Attack flow: An attacker can trick a user into sending a DNS request to a malicious website to retrieve the QID. Then, upon a subsequent request to another DNS server, the attacker replies with a spoofed NS/A IP record. This results in a race condition between the malicious actor and the authoritative server. Flushing the cache by making multiple DNS requests to the DNS resolver can be a countermeasure.

DNS Mitigations

  • Can be mitigated by using a cryptographically secure PRNG.

Here is a resource on DNS security.

Overview of Firewalls

Firewall Types & Implementation

A stateless firewall inspects packets and checks if they match rules. These devices need high overall throughput. Note that the device on which the firewall sits must also be able to support the TCP reconstruction process (why?). Other types of firewalls include stateful firewalls and application-layer firewalls.
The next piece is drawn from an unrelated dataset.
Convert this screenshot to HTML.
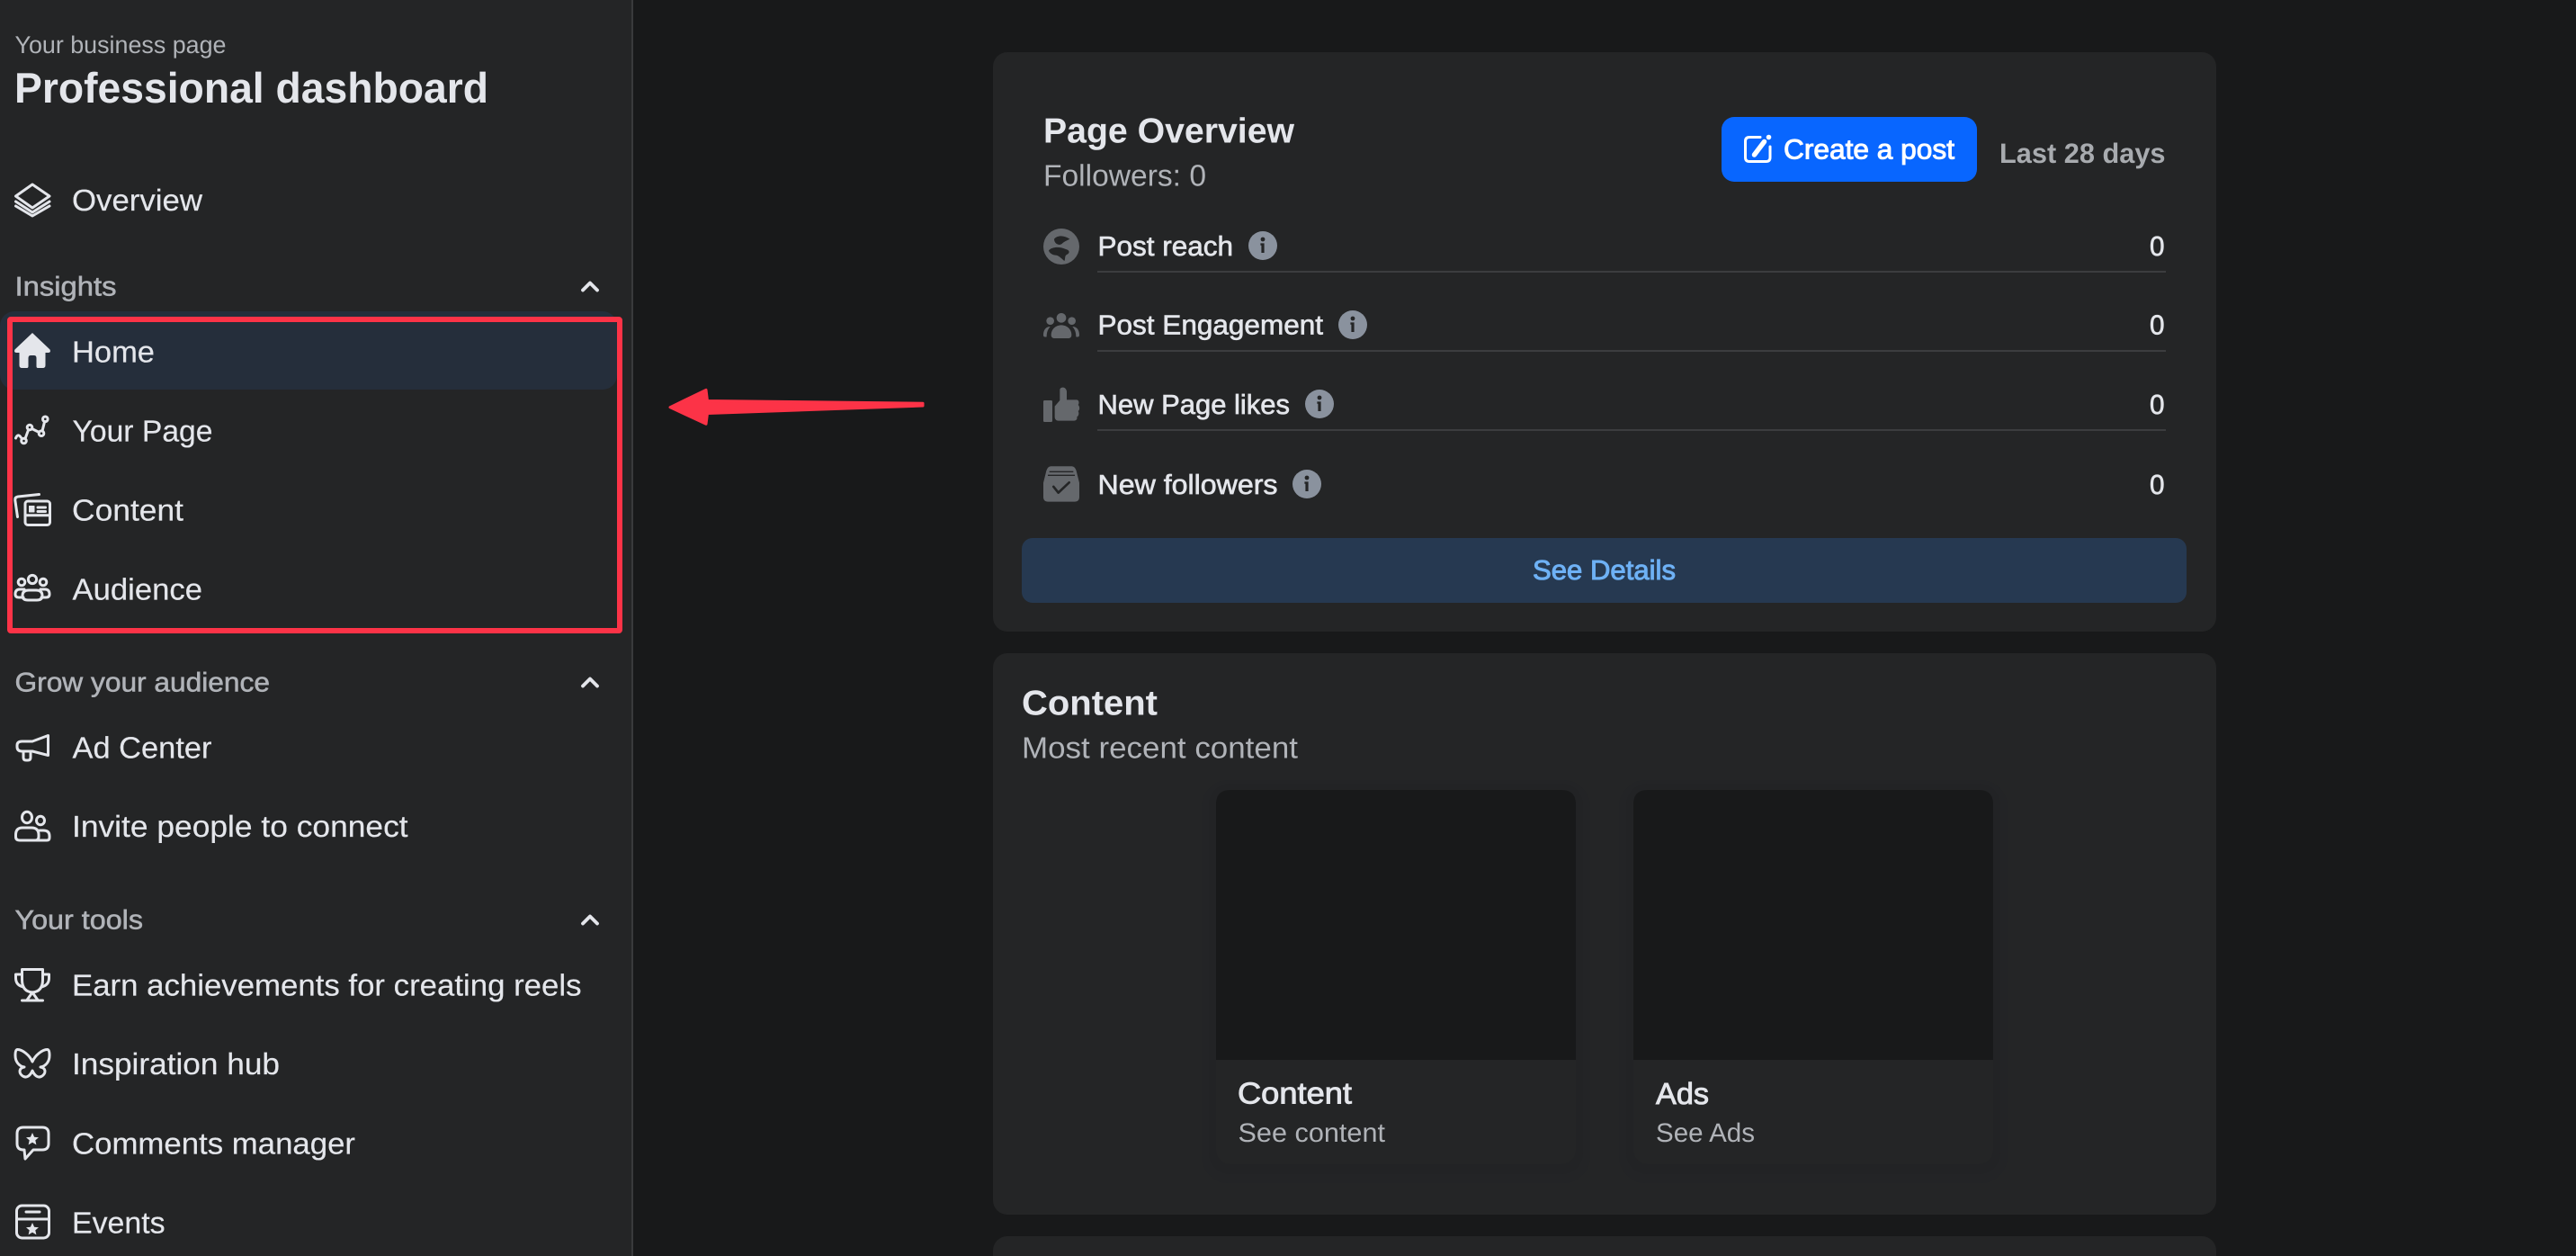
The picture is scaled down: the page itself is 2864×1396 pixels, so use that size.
<!DOCTYPE html>
<html lang="en">
<head>
<meta charset="utf-8">
<title>Professional dashboard</title>
<style>
html,body{margin:0;padding:0;width:2864px;height:1396px;overflow:hidden;background:#18191a}
svg{display:block}
text{font-family:"Liberation Sans",Arial,sans-serif;text-rendering:geometricPrecision;white-space:pre}
.nav{font-size:33.5px;fill:#e4e6eb;stroke:#e4e6eb;stroke-width:.2}
.sec{font-size:30px;fill:#b0b3b8;stroke:#b0b3b8;stroke-width:.55}
.lab{font-size:30.5px;fill:#e4e6eb;stroke:#e4e6eb;stroke-width:.65}
.sub{fill:#b0b3b8}
.b{font-weight:700}
.semi{fill:#e4e6eb;stroke:#e4e6eb;stroke-width:.9}
.ico{fill:none;stroke:#e4e6eb;stroke-width:3;stroke-linecap:round;stroke-linejoin:round}
.chev{fill:none;stroke:#e4e6eb;stroke-width:3.8;stroke-linecap:round;stroke-linejoin:round}
</style>
</head>
<body>
<svg xmlns="http://www.w3.org/2000/svg" width="2864" height="1396" viewBox="0 0 2864 1396">
<defs>
<g id="info"><circle r="16" fill="#8a929e"/><circle cy="-7" r="2.4" fill="#242526"/><path d="M-2.6-2.6H1.600V8H-1.600V-.2H-2.600Z" fill="#242526"/></g>
<path id="star" d="M0-7 2.100-2.300 7-1.800 3.300 1.400 4.400 6.400 0 3.800-4.400 6.400-3.300 1.400-7-1.800-2.100-2.300Z" fill="#e4e6eb"/>
</defs>

<rect width="2864" height="1396" fill="#18191a"/>

<!-- sidebar -->
<rect width="702" height="1396" fill="#242526"/>
<rect x="702" width="2" height="1396" fill="#393a3c"/>
<rect x="0" y="346" width="686" height="87" rx="16" fill="#252e3b"/>

<text x="16.500" y="59" font-size="27" class="sub" textLength="235" lengthAdjust="spacingAndGlyphs">Your business page</text>
<text x="16" y="114" font-size="47.500" fill="#e4e6eb" class="b" textLength="527" lengthAdjust="spacingAndGlyphs">Professional dashboard</text>

<text x="80" y="234" class="nav" textLength="145" lengthAdjust="spacingAndGlyphs">Overview</text>
<text x="16.500" y="328.500" class="sec" textLength="113" lengthAdjust="spacingAndGlyphs">Insights</text>
<text x="80" y="402.700" class="nav" textLength="92" lengthAdjust="spacingAndGlyphs">Home</text>
<text x="80.500" y="490.300" class="nav" textLength="156" lengthAdjust="spacingAndGlyphs">Your Page</text>
<text x="80" y="578.500" class="nav" textLength="124" lengthAdjust="spacingAndGlyphs">Content</text>
<text x="80.500" y="666.300" class="nav" textLength="144.500" lengthAdjust="spacingAndGlyphs">Audience</text>
<text x="16.500" y="768.700" class="sec" textLength="283.500" lengthAdjust="spacingAndGlyphs">Grow your audience</text>
<text x="80.500" y="842.700" class="nav" textLength="155" lengthAdjust="spacingAndGlyphs">Ad Center</text>
<text x="80" y="930" class="nav" textLength="373.600" lengthAdjust="spacingAndGlyphs">Invite people to connect</text>
<text x="16.500" y="1032.300" class="sec" textLength="142.500" lengthAdjust="spacingAndGlyphs">Your tools</text>
<text x="80" y="1106.700" class="nav" textLength="566.500" lengthAdjust="spacingAndGlyphs">Earn achievements for creating reels</text>
<text x="80" y="1194" class="nav" textLength="231" lengthAdjust="spacingAndGlyphs">Inspiration hub</text>
<text x="80" y="1282.500" class="nav" textLength="315" lengthAdjust="spacingAndGlyphs">Comments manager</text>
<text x="80" y="1370.300" class="nav" textLength="103.600" lengthAdjust="spacingAndGlyphs">Events</text>

<!-- chevrons -->
<path class="chev" d="M648 322.500 656 314.500 664 322.500"/>
<path class="chev" d="M648 762.500 656 754.500 664 762.500"/>
<path class="chev" d="M648 1026.500 656 1018.500 664 1026.500"/>

<!-- overview icon -->
<path class="ico" stroke-width="2.800" d="M36 205 55 218 36 231 17.500 218Z"/>
<path class="ico" stroke-width="2.800" d="M17.500 224 36 236 55 224"/>
<path class="ico" stroke-width="2.800" d="M17.500 229 36 240 55 229"/>
<!-- home -->
<path fill="#e4e6eb" d="M36 370 55.500 388.500Q57 392 53.500 392H50.500V406Q50.500 409 47.500 409H42Q40.500 409 40.500 407V398Q40.500 395 38 395H34Q31.500 395 31.500 398V407Q31.500 409 30 409H24.500Q21.500 409 21.500 406V392H18.500Q15 392 16.500 388.500Z"/>
<!-- your page -->
<g class="ico" stroke-width="2.400"><path d="M17.500 487Q20 481 23.500 486.500"/><circle cx="26.500" cy="490" r="2.800"/><path d="M28 487.500 31.500 478"/><circle cx="33" cy="475" r="2.800"/><path d="M35.500 476.500 43.500 480.500"/><circle cx="46" cy="481.700" r="2.800"/><path d="M47 479 49.500 469"/><circle cx="50.300" cy="465.800" r="2.800"/></g>
<!-- content -->
<g class="ico" stroke-width="2.800"><path d="M19.500 574.500 16.800 556Q16.500 552.500 20 552L43.500 549.500"/><rect x="28" y="557" width="27.500" height="26.500" rx="3"/><path d="M28 572.800H55.500"/><path d="M42 564H50.500M42 568.500H50.500"/><rect x="32.500" y="562.500" width="5.500" height="6.500" fill="#e4e6eb" stroke-width="1"/></g>
<!-- audience -->
<g class="ico" stroke-width="2.700"><circle cx="24" cy="647" r="3.800"/><circle cx="36" cy="644" r="4.600"/><circle cx="48" cy="647" r="3.800"/><path d="M26 664H21Q17 664 17 660.500 17 655 22 655H27M46 664H51Q55 664 55 660.500 55 655 50 655H45"/><path d="M32 656H40Q47 656 47 662 47 667 41 667H31Q25 667 25 662 25 656 32 656Z"/></g>
<!-- ad center -->
<g class="ico" stroke-width="2.800"><path d="M53.500 817.500V839.500L36 835H24.500Q19 835 19 830V828.500Q19 824 24.500 824H36Z"/><path d="M26 836V842Q26 845 29 845H31Q34 845 34 842V836"/></g>
<!-- invite -->
<g class="ico" stroke-width="2.800"><ellipse cx="30" cy="908.500" rx="5.500" ry="6.200"/><ellipse cx="45" cy="912" rx="4.500" ry="4.800"/><path d="M22 934Q17.500 934 17.500 930V928Q17.500 920 25 920H35Q43 920 43 928V930Q43 934 39 934Z"/><path d="M44 923H48Q55 923 55 929V931Q55 934 52 934H40"/></g>
<!-- trophy -->
<g class="ico" stroke-width="2.800"><path d="M24.500 1077.500H47.500V1089Q47.500 1102 36 1103 24.500 1102 24.500 1089Z"/><path d="M24.500 1083H17.500V1087Q17.500 1095 26 1097M47.500 1083H54.500V1087Q54.500 1095 46 1097"/><path d="M36 1103 30 1111.500M36 1103 42 1111.500M24.500 1112H47.500"/></g>
<!-- butterfly -->
<path class="ico" stroke-width="2.800" d="M36 1180C33 1173 25 1166.500 19.500 1166.500 17.500 1166.500 17 1169 17 1173 17 1180 21 1185 27 1186 21 1187 21 1192 24 1195 28 1199 33 1197 36 1190 39 1197 44 1199 48 1195 51 1192 51 1187 45 1186 51 1185 55 1180 55 1173 55 1169 54.500 1166.500 52.500 1166.500 47 1166.500 39 1173 36 1180Z"/>
<!-- comments -->
<path class="ico" stroke-width="2.800" d="M26 1253H47Q54 1253 54 1260V1271Q54 1278 47 1278H37L28 1288 27 1278H26Q19 1278 19 1271V1260Q19 1253 26 1253Z"/>
<use href="#star" x="36" y="1266"/>
<!-- events -->
<g class="ico" stroke-width="2.800"><rect x="18.500" y="1340" width="36" height="36" rx="6"/><path d="M18.500 1355H54.500M29 1347H44"/></g>
<use href="#star" x="36" y="1366"/>

<!-- red annotation -->
<rect x="11" y="355" width="678" height="346" rx="1" fill="none" stroke="#fc3347" stroke-width="6"/>
<path d="M745 452.700 785 433.300 786.500 445.500 1026 448.200 1026 451 786.500 459.500 785 471.300Z" fill="#fc3347" stroke="#fc3347" stroke-width="3" stroke-linejoin="round"/>

<!-- card 1 -->
<rect x="1104" y="58" width="1360" height="644" rx="16" fill="#242526"/>
<text x="1160" y="158.300" font-size="39" fill="#e4e6eb" class="b" textLength="279" lengthAdjust="spacingAndGlyphs">Page Overview</text>
<text x="1160" y="206.700" font-size="33.500" class="sub" textLength="181" lengthAdjust="spacingAndGlyphs">Followers: 0</text>

<rect x="1914" y="130" width="284" height="72" rx="14" fill="#0866ff"/>
<g fill="none" stroke="#fff" stroke-linecap="round" stroke-linejoin="round"><path stroke-width="3" d="M1957 152.500H1945Q1940.500 152.500 1940.500 157V175Q1940.500 179.500 1945 179.500H1963.500Q1968 179.500 1968 175V163"/><path stroke-width="5.500" d="M1950.500 172 1961.500 157.500"/></g>
<circle cx="1966.500" cy="152.500" r="2.800" fill="#fff"/>
<text x="1983" y="176.700" font-size="31" fill="#fff" stroke="#fff" stroke-width=".95" textLength="190" lengthAdjust="spacingAndGlyphs">Create a post</text>
<text x="2223" y="181" font-size="31" fill="#a8abaf" class="b" textLength="184.500" lengthAdjust="spacingAndGlyphs">Last 28 days</text>

<!-- rows -->
<g transform="translate(1150 245) scale(.3333)"><circle cx="90" cy="87" r="60" fill="#65686c"/><path fill="#242526" d="M66 62C78 48 100 50 118 62 108 68 100 70 92 78 80 86 66 76 66 62ZM48 100C60 87 85 87 105 96 120 100 118 110 108 114 100 118 104 130 100 135 88 125 80 116 70 116 58 114 50 108 48 100Z"/></g>
<text x="1220.500" y="284" class="lab" textLength="150.500" lengthAdjust="spacingAndGlyphs">Post reach</text>
<use href="#info" x="1404" y="273"/>
<text x="2390" y="284" class="lab" textLength="16.500" lengthAdjust="spacingAndGlyphs">0</text>
<rect x="1220" y="301" width="1188" height="2" fill="#3c3d3f"/>

<g transform="translate(1150 245) scale(.3333)" fill="#65686c"><circle cx="90" cy="325" r="16"/><circle cx="53" cy="335" r="13"/><circle cx="125" cy="335" r="13"/><path d="M56 382C56 362 72 349 90 349 108 349 124 362 124 382 124 390 118 393 112 393H68C62 393 56 390 56 382Z"/><path d="M30 382C30 366 38 354 53 354 44 364 41 375 41 388 33 390 30 387 30 382ZM150 382C150 366 142 354 127 354 136 364 139 375 139 388 147 390 150 387 150 382Z"/></g>
<text x="1220.500" y="371.700" class="lab" textLength="250.500" lengthAdjust="spacingAndGlyphs">Post Engagement</text>
<use href="#info" x="1504" y="361"/>
<text x="2390" y="371.700" class="lab" textLength="16.500" lengthAdjust="spacingAndGlyphs">0</text>
<rect x="1220" y="389" width="1188" height="2" fill="#3c3d3f"/>

<g transform="translate(1150 245) scale(.3333)" fill="#65686c"><rect x="30" y="600" width="30" height="72" rx="4"/><path d="M68 620 85 600V565C85 555 105 552 108 570V598H140C150 598 150 610 146 615 152 620 152 632 146 636 150 642 148 652 142 655 144 662 140 668 132 668H80C72 668 68 662 68 655Z"/></g>
<text x="1220.500" y="460" class="lab" textLength="213.500" lengthAdjust="spacingAndGlyphs">New Page likes</text>
<use href="#info" x="1467" y="449"/>
<text x="2390" y="460" class="lab" textLength="16.500" lengthAdjust="spacingAndGlyphs">0</text>
<rect x="1220" y="477" width="1188" height="2" fill="#3c3d3f"/>

<g transform="translate(1150 245) scale(.3333)"><path fill="#65686c" d="M55 820H125Q135 820 140 835L150 875V922Q150 938 134 938H46Q30 938 30 922V875L40 835Q45 820 55 820Z"/><path fill="none" stroke="#242526" stroke-width="4" d="M50 838H130M45 850H135"/><path fill="none" stroke="#242526" stroke-width="8" stroke-linecap="round" stroke-linejoin="round" d="M64 888 80 908 116 874"/></g>
<text x="1220.500" y="549" class="lab" textLength="200" lengthAdjust="spacingAndGlyphs">New followers</text>
<use href="#info" x="1453" y="538"/>
<text x="2390" y="549" class="lab" textLength="16.500" lengthAdjust="spacingAndGlyphs">0</text>

<rect x="1136" y="598" width="1295" height="72" rx="12" fill="#263951"/>
<text x="1704" y="644" font-size="30.500" fill="#6eb1f5" stroke="#6eb1f5" stroke-width=".95" textLength="159" lengthAdjust="spacingAndGlyphs">See Details</text>

<!-- card 2 -->
<rect x="1104" y="726" width="1360" height="624" rx="16" fill="#242526"/>
<text x="1136" y="794.700" font-size="39" fill="#e4e6eb" class="b" textLength="151" lengthAdjust="spacingAndGlyphs">Content</text>
<text x="1136" y="842.700" font-size="33.500" class="sub" textLength="307" lengthAdjust="spacingAndGlyphs">Most recent content</text>

<rect x="1336" y="867" width="432" height="448" rx="30" fill="#232426"/>
<rect x="1344" y="871" width="416" height="434" rx="24" fill="#222325"/>
<rect x="1352" y="878" width="400" height="416" rx="16" fill="#242526"/>
<path d="M1368 878H1736Q1752 878 1752 894V1178H1352V894Q1352 878 1368 878Z" fill="#18191a"/>
<text x="1376" y="1226.700" font-size="33.500" class="semi" textLength="127" lengthAdjust="spacingAndGlyphs">Content</text>
<text x="1376.500" y="1269" font-size="29.500" class="sub" textLength="163.500" lengthAdjust="spacingAndGlyphs">See content</text>

<rect x="1800" y="867" width="432" height="448" rx="30" fill="#232426"/>
<rect x="1808" y="871" width="416" height="434" rx="24" fill="#222325"/>
<rect x="1816" y="878" width="400" height="416" rx="16" fill="#242526"/>
<path d="M1832 878H2200Q2216 878 2216 894V1178H1816V894Q1816 878 1832 878Z" fill="#18191a"/>
<text x="1841" y="1227" font-size="33.500" class="semi" textLength="59" lengthAdjust="spacingAndGlyphs">Ads</text>
<text x="1841" y="1269" font-size="29.500" class="sub" textLength="110" lengthAdjust="spacingAndGlyphs">See Ads</text>

<!-- card 3 -->
<rect x="1104" y="1374" width="1360" height="80" rx="16" fill="#242526"/>
</svg>
</body>
</html>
On Linux, the firewall is implemented within the Netfilter framework (e.g., iptables), with different hooks for packets, such as INPUT, FORWARD, and POST-ROUTING.

Firewall Vulnerabilities

  • DDoS by routing many requests to the firewall.
  • Does not protect against internal network requests.

Firewall Mitigations

  • Fingerprinting of packet payloads – countermeasure involves splitting packets (and using subsignatures, etc.).

Firewall Threat Model

Adversary Capabilities
  • Adversary can send malicious network packets.
  • Adversary is outside the network perimeter.
Assumptions
  • The network perimeter is correctly defined, which is not necessarily true in the context of Bring-Your-Own-Device (BYOD).
  • Firewall is not compromised.
  • Firewall sees the same data as the endpoint; for deeper packet inspection, the firewall itself needs to perform packet reconstruction as well (there is still always a semantic gap between the firewall and the end application).
  • Defender’s policy can distinguish good from bad traffic.
Threat Model Weakness

Weakness of this threat model: The defender needs to know every specific attack pattern for setting policy, and the adversary can easily evade these assumptions.

Importance of Threat Modeling

The point of this section is to emphasize that thinking about the threat model conceptually is important for defending against attacks.